> **Exercise aim**:
Return the data exactly, with all pictures removed.

> **Dataset excerpt**:
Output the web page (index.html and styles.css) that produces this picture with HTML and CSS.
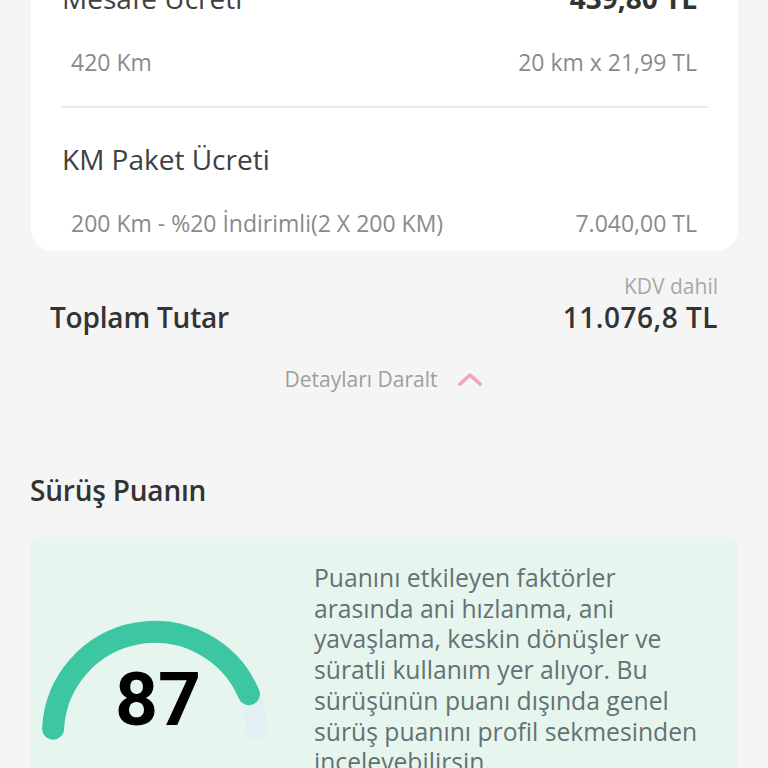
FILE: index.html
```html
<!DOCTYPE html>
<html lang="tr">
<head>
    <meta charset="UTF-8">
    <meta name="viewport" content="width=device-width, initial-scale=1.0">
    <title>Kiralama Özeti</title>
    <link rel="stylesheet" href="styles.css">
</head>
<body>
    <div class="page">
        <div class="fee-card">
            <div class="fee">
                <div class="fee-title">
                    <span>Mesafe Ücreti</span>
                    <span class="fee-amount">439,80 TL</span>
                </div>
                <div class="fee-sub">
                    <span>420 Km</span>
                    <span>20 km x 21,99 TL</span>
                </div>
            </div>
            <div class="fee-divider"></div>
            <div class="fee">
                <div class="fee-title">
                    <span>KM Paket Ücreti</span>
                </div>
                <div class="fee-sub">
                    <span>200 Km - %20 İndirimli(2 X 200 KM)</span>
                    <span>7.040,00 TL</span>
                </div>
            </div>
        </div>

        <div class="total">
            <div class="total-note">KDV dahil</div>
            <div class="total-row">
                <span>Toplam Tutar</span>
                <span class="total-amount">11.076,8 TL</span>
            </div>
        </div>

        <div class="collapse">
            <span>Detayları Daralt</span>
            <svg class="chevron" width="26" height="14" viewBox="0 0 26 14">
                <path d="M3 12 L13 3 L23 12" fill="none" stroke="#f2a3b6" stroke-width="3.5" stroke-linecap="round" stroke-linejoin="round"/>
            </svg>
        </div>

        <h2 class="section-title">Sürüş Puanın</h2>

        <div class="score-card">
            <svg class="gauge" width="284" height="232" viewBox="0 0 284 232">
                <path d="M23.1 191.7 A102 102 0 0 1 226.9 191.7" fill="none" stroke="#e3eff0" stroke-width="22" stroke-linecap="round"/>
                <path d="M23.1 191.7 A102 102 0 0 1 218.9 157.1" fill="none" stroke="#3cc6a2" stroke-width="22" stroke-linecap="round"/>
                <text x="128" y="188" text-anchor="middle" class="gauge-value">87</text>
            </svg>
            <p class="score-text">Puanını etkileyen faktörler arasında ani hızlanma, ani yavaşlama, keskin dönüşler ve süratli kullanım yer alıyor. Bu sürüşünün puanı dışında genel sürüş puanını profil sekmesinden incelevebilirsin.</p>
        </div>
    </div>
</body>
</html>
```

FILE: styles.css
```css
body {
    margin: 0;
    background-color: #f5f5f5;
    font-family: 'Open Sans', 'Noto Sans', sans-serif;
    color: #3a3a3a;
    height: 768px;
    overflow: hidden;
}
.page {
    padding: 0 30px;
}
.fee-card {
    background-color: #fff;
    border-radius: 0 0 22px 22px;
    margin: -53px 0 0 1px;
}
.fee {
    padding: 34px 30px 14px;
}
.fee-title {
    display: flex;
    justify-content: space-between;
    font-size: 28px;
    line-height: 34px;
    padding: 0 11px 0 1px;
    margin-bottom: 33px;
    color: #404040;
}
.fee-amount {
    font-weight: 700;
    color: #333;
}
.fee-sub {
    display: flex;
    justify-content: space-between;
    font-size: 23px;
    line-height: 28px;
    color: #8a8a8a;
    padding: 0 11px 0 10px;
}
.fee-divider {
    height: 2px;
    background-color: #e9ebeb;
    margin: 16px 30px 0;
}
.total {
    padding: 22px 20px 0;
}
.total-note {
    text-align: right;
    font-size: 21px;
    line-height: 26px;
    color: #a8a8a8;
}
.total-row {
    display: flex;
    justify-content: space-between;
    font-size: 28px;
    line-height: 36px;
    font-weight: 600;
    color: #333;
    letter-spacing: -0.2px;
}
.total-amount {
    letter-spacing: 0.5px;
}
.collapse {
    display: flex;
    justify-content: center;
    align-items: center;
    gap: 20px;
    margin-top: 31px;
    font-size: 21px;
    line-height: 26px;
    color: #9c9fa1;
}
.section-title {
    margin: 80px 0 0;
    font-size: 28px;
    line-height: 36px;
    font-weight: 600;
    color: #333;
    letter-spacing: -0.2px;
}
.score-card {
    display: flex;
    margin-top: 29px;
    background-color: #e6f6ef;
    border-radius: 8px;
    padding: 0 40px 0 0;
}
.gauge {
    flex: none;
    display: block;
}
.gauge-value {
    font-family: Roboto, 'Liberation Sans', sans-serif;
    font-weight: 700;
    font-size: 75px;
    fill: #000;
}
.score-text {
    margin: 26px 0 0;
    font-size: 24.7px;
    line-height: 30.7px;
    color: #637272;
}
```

> **Answer to this problem**:
Output the web page (index.html and styles.css) that produces this picture with HTML and CSS.
FILE: index.html
```html
<!DOCTYPE html>
<html lang="tr">
<head>
    <meta charset="UTF-8">
    <meta name="viewport" content="width=device-width, initial-scale=1.0">
    <title>Kiralama Özeti</title>
    <link rel="stylesheet" href="styles.css">
</head>
<body>
    <div class="page">
        <div class="fee-card">
            <div class="fee">
                <div class="fee-title">
                    <span>Mesafe Ücreti</span>
                    <span class="fee-amount">439,80 TL</span>
                </div>
                <div class="fee-sub">
                    <span>420 Km</span>
                    <span>20 km x 21,99 TL</span>
                </div>
            </div>
            <div class="fee-divider"></div>
            <div class="fee">
                <div class="fee-title">
                    <span>KM Paket Ücreti</span>
                </div>
                <div class="fee-sub">
                    <span>200 Km - %20 İndirimli(2 X 200 KM)</span>
                    <span>7.040,00 TL</span>
                </div>
            </div>
        </div>

        <div class="total">
            <div class="total-note">KDV dahil</div>
            <div class="total-row">
                <span>Toplam Tutar</span>
                <span class="total-amount">11.076,8 TL</span>
            </div>
        </div>

        <div class="collapse">
            <span>Detayları Daralt</span>
            <svg class="chevron" width="26" height="14" viewBox="0 0 26 14">
                <path d="M3 12 L13 3 L23 12" fill="none" stroke="#f2a3b6" stroke-width="3.5" stroke-linecap="round" stroke-linejoin="round"/>
            </svg>
        </div>

        <h2 class="section-title">Sürüş Puanın</h2>

        <div class="score-card">
            <svg class="gauge" width="284" height="232" viewBox="0 0 284 232">
                <path d="M23.1 191.7 A102 102 0 0 1 226.9 191.7" fill="none" stroke="#e3eff0" stroke-width="22" stroke-linecap="round"/>
                <path d="M23.1 191.7 A102 102 0 0 1 218.9 157.1" fill="none" stroke="#3cc6a2" stroke-width="22" stroke-linecap="round"/>
                <text x="128" y="188" text-anchor="middle" class="gauge-value">87</text>
            </svg>
            <p class="score-text">Puanını etkileyen faktörler arasında ani hızlanma, ani yavaşlama, keskin dönüşler ve süratli kullanım yer alıyor. Bu sürüşünün puanı dışında genel sürüş puanını profil sekmesinden incelevebilirsin.</p>
        </div>
    </div>
</body>
</html>
```

FILE: styles.css
```css
body {
    margin: 0;
    background-color: #f5f5f5;
    font-family: 'Open Sans', 'Noto Sans', sans-serif;
    color: #3a3a3a;
    height: 768px;
    overflow: hidden;
}
.page {
    padding: 0 30px;
}
.fee-card {
    background-color: #fff;
    border-radius: 0 0 22px 22px;
    margin: -53px 0 0 1px;
}
.fee {
    padding: 34px 30px 14px;
}
.fee-title {
    display: flex;
    justify-content: space-between;
    font-size: 28px;
    line-height: 34px;
    padding: 0 11px 0 1px;
    margin-bottom: 33px;
    color: #404040;
}
.fee-amount {
    font-weight: 700;
    color: #333;
}
.fee-sub {
    display: flex;
    justify-content: space-between;
    font-size: 23px;
    line-height: 28px;
    color: #8a8a8a;
    padding: 0 11px 0 10px;
}
.fee-divider {
    height: 2px;
    background-color: #e9ebeb;
    margin: 16px 30px 0;
}
.total {
    padding: 22px 20px 0;
}
.total-note {
    text-align: right;
    font-size: 21px;
    line-height: 26px;
    color: #a8a8a8;
}
.total-row {
    display: flex;
    justify-content: space-between;
    font-size: 28px;
    line-height: 36px;
    font-weight: 600;
    color: #333;
    letter-spacing: -0.2px;
}
.total-amount {
    letter-spacing: 0.5px;
}
.collapse {
    display: flex;
    justify-content: center;
    align-items: center;
    gap: 20px;
    margin-top: 31px;
    font-size: 21px;
    line-height: 26px;
    color: #9c9fa1;
}
.section-title {
    margin: 80px 0 0;
    font-size: 28px;
    line-height: 36px;
    font-weight: 600;
    color: #333;
    letter-spacing: -0.2px;
}
.score-card {
    display: flex;
    margin-top: 29px;
    background-color: #e6f6ef;
    border-radius: 8px;
    padding: 0 40px 0 0;
}
.gauge {
    flex: none;
    display: block;
}
.gauge-value {
    font-family: Roboto, 'Liberation Sans', sans-serif;
    font-weight: 700;
    font-size: 75px;
    fill: #000;
}
.score-text {
    margin: 26px 0 0;
    font-size: 24.7px;
    line-height: 30.7px;
    color: #637272;
}
```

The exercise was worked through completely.